Exactly as written, retype the listing below, omitting the pictures.

» **Material provided**
+---+
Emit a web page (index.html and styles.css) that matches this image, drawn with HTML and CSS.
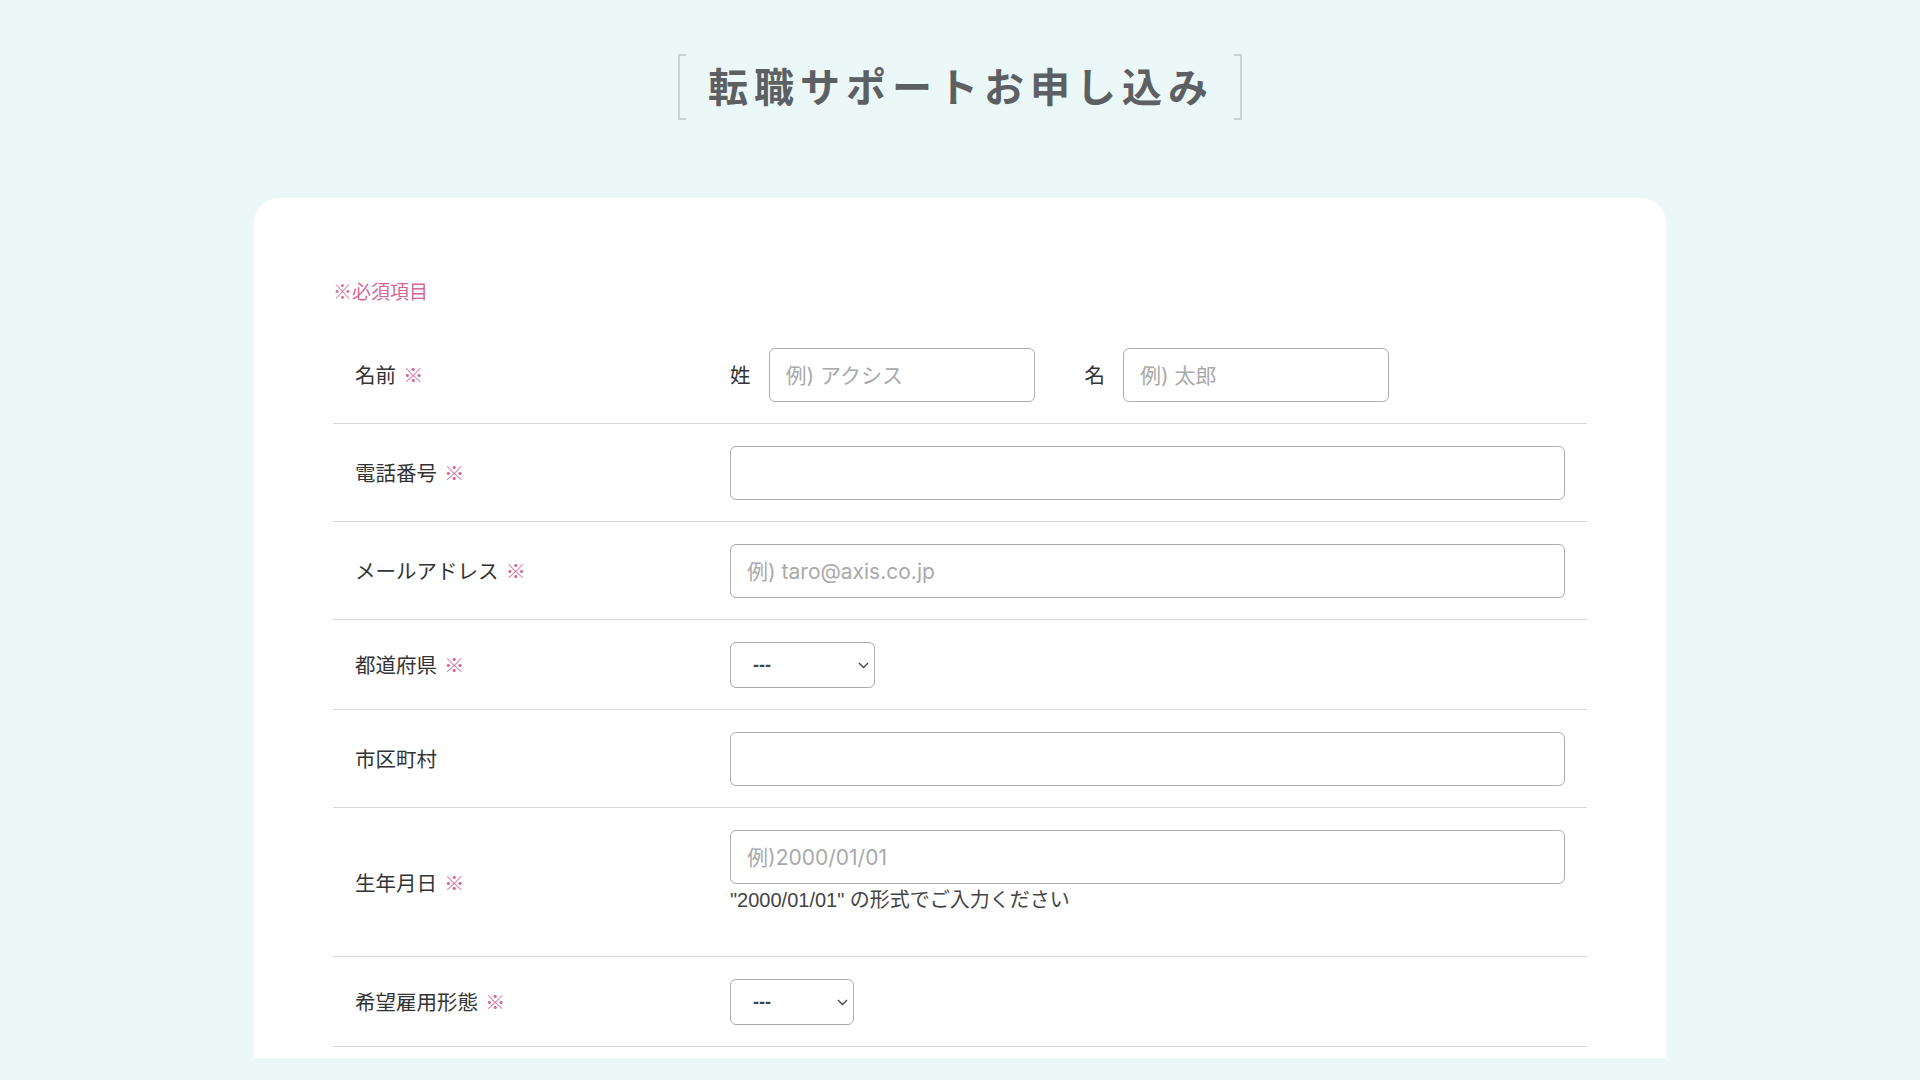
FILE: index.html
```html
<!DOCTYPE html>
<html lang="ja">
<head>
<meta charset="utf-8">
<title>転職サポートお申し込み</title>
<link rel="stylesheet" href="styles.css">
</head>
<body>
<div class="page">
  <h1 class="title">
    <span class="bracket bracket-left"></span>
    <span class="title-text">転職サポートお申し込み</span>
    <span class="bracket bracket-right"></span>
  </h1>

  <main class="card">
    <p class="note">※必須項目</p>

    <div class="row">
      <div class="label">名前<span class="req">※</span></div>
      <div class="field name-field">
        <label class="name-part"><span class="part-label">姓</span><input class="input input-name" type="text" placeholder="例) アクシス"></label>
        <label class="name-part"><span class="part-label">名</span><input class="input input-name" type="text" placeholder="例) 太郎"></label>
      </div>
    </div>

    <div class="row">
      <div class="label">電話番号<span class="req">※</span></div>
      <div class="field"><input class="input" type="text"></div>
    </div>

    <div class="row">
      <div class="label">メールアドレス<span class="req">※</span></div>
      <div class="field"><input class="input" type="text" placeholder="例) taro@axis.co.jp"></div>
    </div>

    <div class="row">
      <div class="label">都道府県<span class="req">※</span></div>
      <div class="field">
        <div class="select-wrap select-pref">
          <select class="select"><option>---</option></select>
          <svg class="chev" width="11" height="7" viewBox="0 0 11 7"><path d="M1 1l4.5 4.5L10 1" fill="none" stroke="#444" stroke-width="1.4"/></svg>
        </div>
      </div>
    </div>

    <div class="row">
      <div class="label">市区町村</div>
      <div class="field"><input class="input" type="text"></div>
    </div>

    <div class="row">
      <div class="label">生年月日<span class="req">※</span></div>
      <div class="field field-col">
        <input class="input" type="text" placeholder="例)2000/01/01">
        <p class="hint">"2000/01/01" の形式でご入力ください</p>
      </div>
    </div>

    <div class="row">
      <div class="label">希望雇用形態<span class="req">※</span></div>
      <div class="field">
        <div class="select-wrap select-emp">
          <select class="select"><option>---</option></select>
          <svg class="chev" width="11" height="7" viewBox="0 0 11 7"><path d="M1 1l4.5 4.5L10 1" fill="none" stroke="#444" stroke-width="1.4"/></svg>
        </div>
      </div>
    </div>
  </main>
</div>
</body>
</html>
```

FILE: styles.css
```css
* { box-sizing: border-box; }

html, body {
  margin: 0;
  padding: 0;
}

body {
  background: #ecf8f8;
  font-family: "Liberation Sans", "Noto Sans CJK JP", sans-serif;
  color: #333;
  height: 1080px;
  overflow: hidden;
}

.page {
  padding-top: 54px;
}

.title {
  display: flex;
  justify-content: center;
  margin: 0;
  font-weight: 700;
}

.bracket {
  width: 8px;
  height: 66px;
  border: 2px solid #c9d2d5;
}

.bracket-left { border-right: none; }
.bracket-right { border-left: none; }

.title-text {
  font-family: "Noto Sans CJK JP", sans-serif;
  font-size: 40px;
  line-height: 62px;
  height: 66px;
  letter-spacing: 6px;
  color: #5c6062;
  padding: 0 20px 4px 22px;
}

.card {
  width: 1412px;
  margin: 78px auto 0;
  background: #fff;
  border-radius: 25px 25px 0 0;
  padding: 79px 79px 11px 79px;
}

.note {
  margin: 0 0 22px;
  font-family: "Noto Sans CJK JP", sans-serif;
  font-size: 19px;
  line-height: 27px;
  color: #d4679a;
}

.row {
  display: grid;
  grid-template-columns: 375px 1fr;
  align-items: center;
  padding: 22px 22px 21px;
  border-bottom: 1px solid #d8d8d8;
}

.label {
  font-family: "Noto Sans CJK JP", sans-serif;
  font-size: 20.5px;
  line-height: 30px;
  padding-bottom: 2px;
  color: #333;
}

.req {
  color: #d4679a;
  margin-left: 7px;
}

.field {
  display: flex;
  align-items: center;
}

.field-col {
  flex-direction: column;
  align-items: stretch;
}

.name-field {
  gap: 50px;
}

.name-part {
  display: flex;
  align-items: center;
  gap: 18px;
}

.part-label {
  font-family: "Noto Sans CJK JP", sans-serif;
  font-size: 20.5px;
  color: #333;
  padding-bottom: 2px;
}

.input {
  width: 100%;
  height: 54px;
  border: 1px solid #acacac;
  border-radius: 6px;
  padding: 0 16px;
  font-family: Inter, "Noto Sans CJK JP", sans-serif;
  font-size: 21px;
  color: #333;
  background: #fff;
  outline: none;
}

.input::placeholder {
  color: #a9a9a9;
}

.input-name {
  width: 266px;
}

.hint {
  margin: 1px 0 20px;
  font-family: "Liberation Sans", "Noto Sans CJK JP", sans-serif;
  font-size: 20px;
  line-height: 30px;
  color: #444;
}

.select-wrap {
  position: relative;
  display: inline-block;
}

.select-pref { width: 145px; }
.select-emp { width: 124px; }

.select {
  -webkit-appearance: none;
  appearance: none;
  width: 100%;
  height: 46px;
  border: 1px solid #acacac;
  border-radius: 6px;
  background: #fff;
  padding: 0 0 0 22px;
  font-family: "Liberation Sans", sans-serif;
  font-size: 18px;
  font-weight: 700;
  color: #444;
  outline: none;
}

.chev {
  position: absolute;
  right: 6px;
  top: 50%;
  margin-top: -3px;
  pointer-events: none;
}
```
+---+
» **Answer below**
Emit a web page (index.html and styles.css) that matches this image, drawn with HTML and CSS.
FILE: index.html
```html
<!DOCTYPE html>
<html lang="ja">
<head>
<meta charset="utf-8">
<title>転職サポートお申し込み</title>
<link rel="stylesheet" href="styles.css">
</head>
<body>
<div class="page">
  <h1 class="title">
    <span class="bracket bracket-left"></span>
    <span class="title-text">転職サポートお申し込み</span>
    <span class="bracket bracket-right"></span>
  </h1>

  <main class="card">
    <p class="note">※必須項目</p>

    <div class="row">
      <div class="label">名前<span class="req">※</span></div>
      <div class="field name-field">
        <label class="name-part"><span class="part-label">姓</span><input class="input input-name" type="text" placeholder="例) アクシス"></label>
        <label class="name-part"><span class="part-label">名</span><input class="input input-name" type="text" placeholder="例) 太郎"></label>
      </div>
    </div>

    <div class="row">
      <div class="label">電話番号<span class="req">※</span></div>
      <div class="field"><input class="input" type="text"></div>
    </div>

    <div class="row">
      <div class="label">メールアドレス<span class="req">※</span></div>
      <div class="field"><input class="input" type="text" placeholder="例) taro@axis.co.jp"></div>
    </div>

    <div class="row">
      <div class="label">都道府県<span class="req">※</span></div>
      <div class="field">
        <div class="select-wrap select-pref">
          <select class="select"><option>---</option></select>
          <svg class="chev" width="11" height="7" viewBox="0 0 11 7"><path d="M1 1l4.5 4.5L10 1" fill="none" stroke="#444" stroke-width="1.4"/></svg>
        </div>
      </div>
    </div>

    <div class="row">
      <div class="label">市区町村</div>
      <div class="field"><input class="input" type="text"></div>
    </div>

    <div class="row">
      <div class="label">生年月日<span class="req">※</span></div>
      <div class="field field-col">
        <input class="input" type="text" placeholder="例)2000/01/01">
        <p class="hint">"2000/01/01" の形式でご入力ください</p>
      </div>
    </div>

    <div class="row">
      <div class="label">希望雇用形態<span class="req">※</span></div>
      <div class="field">
        <div class="select-wrap select-emp">
          <select class="select"><option>---</option></select>
          <svg class="chev" width="11" height="7" viewBox="0 0 11 7"><path d="M1 1l4.5 4.5L10 1" fill="none" stroke="#444" stroke-width="1.4"/></svg>
        </div>
      </div>
    </div>
  </main>
</div>
</body>
</html>
```

FILE: styles.css
```css
* { box-sizing: border-box; }

html, body {
  margin: 0;
  padding: 0;
}

body {
  background: #ecf8f8;
  font-family: "Liberation Sans", "Noto Sans CJK JP", sans-serif;
  color: #333;
  height: 1080px;
  overflow: hidden;
}

.page {
  padding-top: 54px;
}

.title {
  display: flex;
  justify-content: center;
  margin: 0;
  font-weight: 700;
}

.bracket {
  width: 8px;
  height: 66px;
  border: 2px solid #c9d2d5;
}

.bracket-left { border-right: none; }
.bracket-right { border-left: none; }

.title-text {
  font-family: "Noto Sans CJK JP", sans-serif;
  font-size: 40px;
  line-height: 62px;
  height: 66px;
  letter-spacing: 6px;
  color: #5c6062;
  padding: 0 20px 4px 22px;
}

.card {
  width: 1412px;
  margin: 78px auto 0;
  background: #fff;
  border-radius: 25px 25px 0 0;
  padding: 79px 79px 11px 79px;
}

.note {
  margin: 0 0 22px;
  font-family: "Noto Sans CJK JP", sans-serif;
  font-size: 19px;
  line-height: 27px;
  color: #d4679a;
}

.row {
  display: grid;
  grid-template-columns: 375px 1fr;
  align-items: center;
  padding: 22px 22px 21px;
  border-bottom: 1px solid #d8d8d8;
}

.label {
  font-family: "Noto Sans CJK JP", sans-serif;
  font-size: 20.5px;
  line-height: 30px;
  padding-bottom: 2px;
  color: #333;
}

.req {
  color: #d4679a;
  margin-left: 7px;
}

.field {
  display: flex;
  align-items: center;
}

.field-col {
  flex-direction: column;
  align-items: stretch;
}

.name-field {
  gap: 50px;
}

.name-part {
  display: flex;
  align-items: center;
  gap: 18px;
}

.part-label {
  font-family: "Noto Sans CJK JP", sans-serif;
  font-size: 20.5px;
  color: #333;
  padding-bottom: 2px;
}

.input {
  width: 100%;
  height: 54px;
  border: 1px solid #acacac;
  border-radius: 6px;
  padding: 0 16px;
  font-family: Inter, "Noto Sans CJK JP", sans-serif;
  font-size: 21px;
  color: #333;
  background: #fff;
  outline: none;
}

.input::placeholder {
  color: #a9a9a9;
}

.input-name {
  width: 266px;
}

.hint {
  margin: 1px 0 20px;
  font-family: "Liberation Sans", "Noto Sans CJK JP", sans-serif;
  font-size: 20px;
  line-height: 30px;
  color: #444;
}

.select-wrap {
  position: relative;
  display: inline-block;
}

.select-pref { width: 145px; }
.select-emp { width: 124px; }

.select {
  -webkit-appearance: none;
  appearance: none;
  width: 100%;
  height: 46px;
  border: 1px solid #acacac;
  border-radius: 6px;
  background: #fff;
  padding: 0 0 0 22px;
  font-family: "Liberation Sans", sans-serif;
  font-size: 18px;
  font-weight: 700;
  color: #444;
  outline: none;
}

.chev {
  position: absolute;
  right: 6px;
  top: 50%;
  margin-top: -3px;
  pointer-events: none;
}
```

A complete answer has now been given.